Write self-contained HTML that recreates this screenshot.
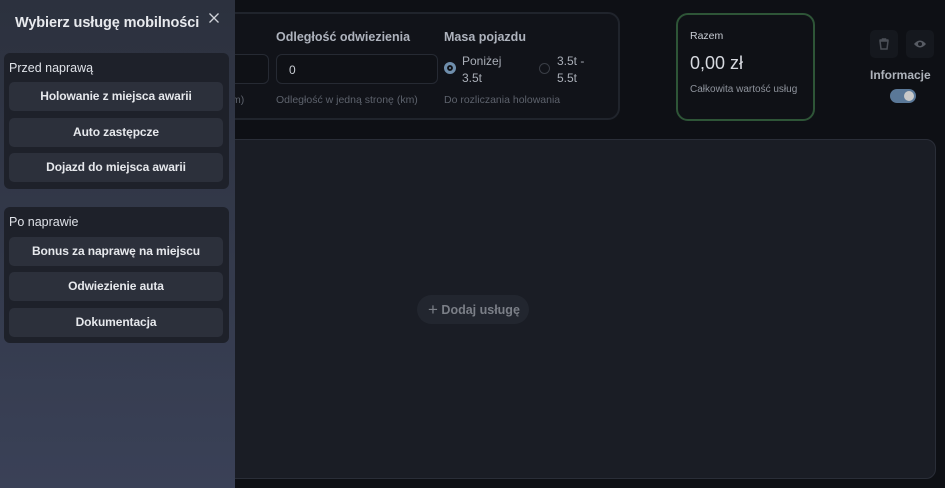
<!DOCTYPE html>
<html><head><meta charset="utf-8"><style>
*{box-sizing:border-box;margin:0;padding:0}
body{width:945px;height:488px;overflow:hidden;background:#0e1015;font-family:"Liberation Sans",sans-serif;position:relative;color:#ddd}
.abs{position:absolute}
.card{left:150px;top:12px;width:470px;height:108px;border:2px solid #20242c;border-radius:12px;background:#111319}
.lbl{font-size:12.5px;font-weight:bold;color:#aeb3bd}
.inp{border:1px solid #262a33;border-radius:6px;background:#0f1116;height:30px}
.hint{font-size:10.5px;color:#5d626c}
.sum{left:676px;top:13px;width:139px;height:108px;border:2px solid #2e5537;border-radius:12px;background:#0f1116}
.big{left:150px;top:139px;width:786px;height:340px;border:1px solid #2a2e38;border-radius:10px;background:#1a1d25}
.side{left:0;top:0;width:235px;height:488px;background:linear-gradient(#2c313e,#3a4157)}
.grp{left:4px;width:225px;background:#1e212a;border-radius:6px}
.btn{position:absolute;left:5px;width:214px;height:29px;background:#2c303b;border-radius:5px;font-size:12px;font-weight:bold;color:#e6e8ec;text-align:center;line-height:29px;letter-spacing:-0.1px}
.gl{position:absolute;left:5px;font-size:12.5px;color:#dfe2e8}
.ib{width:28px;height:28px;background:#15181e;border-radius:5px}
</style></head><body>
<div class="abs card"></div>
<div class="abs inp" style="left:200px;top:54px;width:69px"></div>
<div class="abs hint" style="left:232px;top:94px">m)</div>
<div class="abs lbl" style="left:276px;top:30px">Odległość odwiezienia</div>
<div class="abs inp" style="left:276px;top:54px;width:162px"><span style="position:absolute;left:12px;top:8px;font-size:12px;color:#c8ccd3">0</span></div>
<div class="abs hint" style="left:276px;top:94px">Odległość w jedną stronę (km)</div>
<div class="abs lbl" style="left:444px;top:30px">Masa pojazdu</div>
<div class="abs" style="left:444px;top:62px;width:12px;height:12px;border-radius:50%;background:#6f8eac;border:3px solid #6f8eac;box-shadow:inset 0 0 0 2px #0f1116"></div>
<div class="abs" style="left:462px;top:53px;font-size:12px;color:#a9aeb7;line-height:17px">Poniżej<br>3.5t</div>
<div class="abs" style="left:539px;top:63px;width:11px;height:11px;border-radius:50%;border:1px solid #3a3e46"></div>
<div class="abs" style="left:557px;top:53px;font-size:12px;color:#a9aeb7;line-height:17px">3.5t -<br>5.5t</div>
<div class="abs hint" style="left:444px;top:94px">Do rozliczania holowania</div>
<div class="abs sum"></div>
<div class="abs" style="left:690px;top:30px;font-size:10.5px;color:#c9cdd4">Razem</div>
<div class="abs" style="left:690px;top:53px;font-size:18px;color:#d6d9df">0,00 zł</div>
<div class="abs" style="left:690px;top:84px;font-size:10px;color:#8f949d">Całkowita wartość usług</div>
<div class="abs ib" style="left:870px;top:30px"><svg width="28" height="28" viewBox="0 0 28 28"><path d="M10 11h8l-1 8h-6zM9.5 10h9M12.5 10v-1h3v1" stroke="#4b4f57" stroke-width="1.5" fill="none"/></svg></div>
<div class="abs ib" style="left:906px;top:30px"><svg width="28" height="28" viewBox="0 0 28 28"><path d="M8 14q6-7 12 0q-6 7-12 0z" fill="#575b63"/><circle cx="14" cy="14" r="2" fill="#15181e"/></svg></div>
<div class="abs" style="left:870px;top:68px;font-size:12px;font-weight:bold;color:#aeb3bb">Informacje</div>
<div class="abs" style="left:890px;top:89px;width:26px;height:14px;border-radius:7px;background:#5a7898"><div style="position:absolute;right:2px;top:2px;width:10px;height:10px;border-radius:50%;background:#c9c9c9"></div></div>
<div class="abs big"></div>
<div class="abs" style="left:417px;top:295px;width:112px;height:29px;border-radius:15px;background:#22262f;color:#7b7f87;font-size:12.5px;font-weight:bold;line-height:29px;padding-left:11px"><span style="font-size:17px;font-weight:normal;vertical-align:-1px">+</span> Dodaj usługę</div>
<div class="abs side"></div>
<div class="abs" style="left:15px;top:15px;font-size:14.5px;font-weight:bold;color:#e8eaee;letter-spacing:-0.1px">Wybierz usługę mobilności</div>
<svg class="abs" style="left:208px;top:12px" width="12" height="12" viewBox="0 0 12 12"><path d="M1.5 1.5l9 9M10.5 1.5l-9 9" stroke="#d0d3d9" stroke-width="1.3"/></svg>
<div class="abs grp" style="top:53px;height:136px">
<div class="gl" style="top:8px">Przed naprawą</div>
<div class="btn" style="top:29px">Holowanie z miejsca awarii</div>
<div class="btn" style="top:65px">Auto zastępcze</div>
<div class="btn" style="top:100px">Dojazd do miejsca awarii</div>
</div>
<div class="abs grp" style="top:207px;height:136px">
<div class="gl" style="top:8px">Po naprawie</div>
<div class="btn" style="top:30px">Bonus za naprawę na miejscu</div>
<div class="btn" style="top:65px">Odwiezienie auta</div>
<div class="btn" style="top:101px">Dokumentacja</div>
</div>
</body></html>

-*-

WORK INSTRUCTIONS: Please write out all the data again word for word, but not the pictures.

EXERCISE RESPONSE:
Write self-contained HTML that recreates this screenshot.
<!DOCTYPE html>
<html><head><meta charset="utf-8"><style>
*{box-sizing:border-box;margin:0;padding:0}
body{width:945px;height:488px;overflow:hidden;background:#0e1015;font-family:"Liberation Sans",sans-serif;position:relative;color:#ddd}
.abs{position:absolute}
.card{left:150px;top:12px;width:470px;height:108px;border:2px solid #20242c;border-radius:12px;background:#111319}
.lbl{font-size:12.5px;font-weight:bold;color:#aeb3bd}
.inp{border:1px solid #262a33;border-radius:6px;background:#0f1116;height:30px}
.hint{font-size:10.5px;color:#5d626c}
.sum{left:676px;top:13px;width:139px;height:108px;border:2px solid #2e5537;border-radius:12px;background:#0f1116}
.big{left:150px;top:139px;width:786px;height:340px;border:1px solid #2a2e38;border-radius:10px;background:#1a1d25}
.side{left:0;top:0;width:235px;height:488px;background:linear-gradient(#2c313e,#3a4157)}
.grp{left:4px;width:225px;background:#1e212a;border-radius:6px}
.btn{position:absolute;left:5px;width:214px;height:29px;background:#2c303b;border-radius:5px;font-size:12px;font-weight:bold;color:#e6e8ec;text-align:center;line-height:29px;letter-spacing:-0.1px}
.gl{position:absolute;left:5px;font-size:12.5px;color:#dfe2e8}
.ib{width:28px;height:28px;background:#15181e;border-radius:5px}
</style></head><body>
<div class="abs card"></div>
<div class="abs inp" style="left:200px;top:54px;width:69px"></div>
<div class="abs hint" style="left:232px;top:94px">m)</div>
<div class="abs lbl" style="left:276px;top:30px">Odległość odwiezienia</div>
<div class="abs inp" style="left:276px;top:54px;width:162px"><span style="position:absolute;left:12px;top:8px;font-size:12px;color:#c8ccd3">0</span></div>
<div class="abs hint" style="left:276px;top:94px">Odległość w jedną stronę (km)</div>
<div class="abs lbl" style="left:444px;top:30px">Masa pojazdu</div>
<div class="abs" style="left:444px;top:62px;width:12px;height:12px;border-radius:50%;background:#6f8eac;border:3px solid #6f8eac;box-shadow:inset 0 0 0 2px #0f1116"></div>
<div class="abs" style="left:462px;top:53px;font-size:12px;color:#a9aeb7;line-height:17px">Poniżej<br>3.5t</div>
<div class="abs" style="left:539px;top:63px;width:11px;height:11px;border-radius:50%;border:1px solid #3a3e46"></div>
<div class="abs" style="left:557px;top:53px;font-size:12px;color:#a9aeb7;line-height:17px">3.5t -<br>5.5t</div>
<div class="abs hint" style="left:444px;top:94px">Do rozliczania holowania</div>
<div class="abs sum"></div>
<div class="abs" style="left:690px;top:30px;font-size:10.5px;color:#c9cdd4">Razem</div>
<div class="abs" style="left:690px;top:53px;font-size:18px;color:#d6d9df">0,00 zł</div>
<div class="abs" style="left:690px;top:84px;font-size:10px;color:#8f949d">Całkowita wartość usług</div>
<div class="abs ib" style="left:870px;top:30px"><svg width="28" height="28" viewBox="0 0 28 28"><path d="M10 11h8l-1 8h-6zM9.5 10h9M12.5 10v-1h3v1" stroke="#4b4f57" stroke-width="1.5" fill="none"/></svg></div>
<div class="abs ib" style="left:906px;top:30px"><svg width="28" height="28" viewBox="0 0 28 28"><path d="M8 14q6-7 12 0q-6 7-12 0z" fill="#575b63"/><circle cx="14" cy="14" r="2" fill="#15181e"/></svg></div>
<div class="abs" style="left:870px;top:68px;font-size:12px;font-weight:bold;color:#aeb3bb">Informacje</div>
<div class="abs" style="left:890px;top:89px;width:26px;height:14px;border-radius:7px;background:#5a7898"><div style="position:absolute;right:2px;top:2px;width:10px;height:10px;border-radius:50%;background:#c9c9c9"></div></div>
<div class="abs big"></div>
<div class="abs" style="left:417px;top:295px;width:112px;height:29px;border-radius:15px;background:#22262f;color:#7b7f87;font-size:12.5px;font-weight:bold;line-height:29px;padding-left:11px"><span style="font-size:17px;font-weight:normal;vertical-align:-1px">+</span> Dodaj usługę</div>
<div class="abs side"></div>
<div class="abs" style="left:15px;top:15px;font-size:14.5px;font-weight:bold;color:#e8eaee;letter-spacing:-0.1px">Wybierz usługę mobilności</div>
<svg class="abs" style="left:208px;top:12px" width="12" height="12" viewBox="0 0 12 12"><path d="M1.5 1.5l9 9M10.5 1.5l-9 9" stroke="#d0d3d9" stroke-width="1.3"/></svg>
<div class="abs grp" style="top:53px;height:136px">
<div class="gl" style="top:8px">Przed naprawą</div>
<div class="btn" style="top:29px">Holowanie z miejsca awarii</div>
<div class="btn" style="top:65px">Auto zastępcze</div>
<div class="btn" style="top:100px">Dojazd do miejsca awarii</div>
</div>
<div class="abs grp" style="top:207px;height:136px">
<div class="gl" style="top:8px">Po naprawie</div>
<div class="btn" style="top:30px">Bonus za naprawę na miejscu</div>
<div class="btn" style="top:65px">Odwiezienie auta</div>
<div class="btn" style="top:101px">Dokumentacja</div>
</div>
</body></html>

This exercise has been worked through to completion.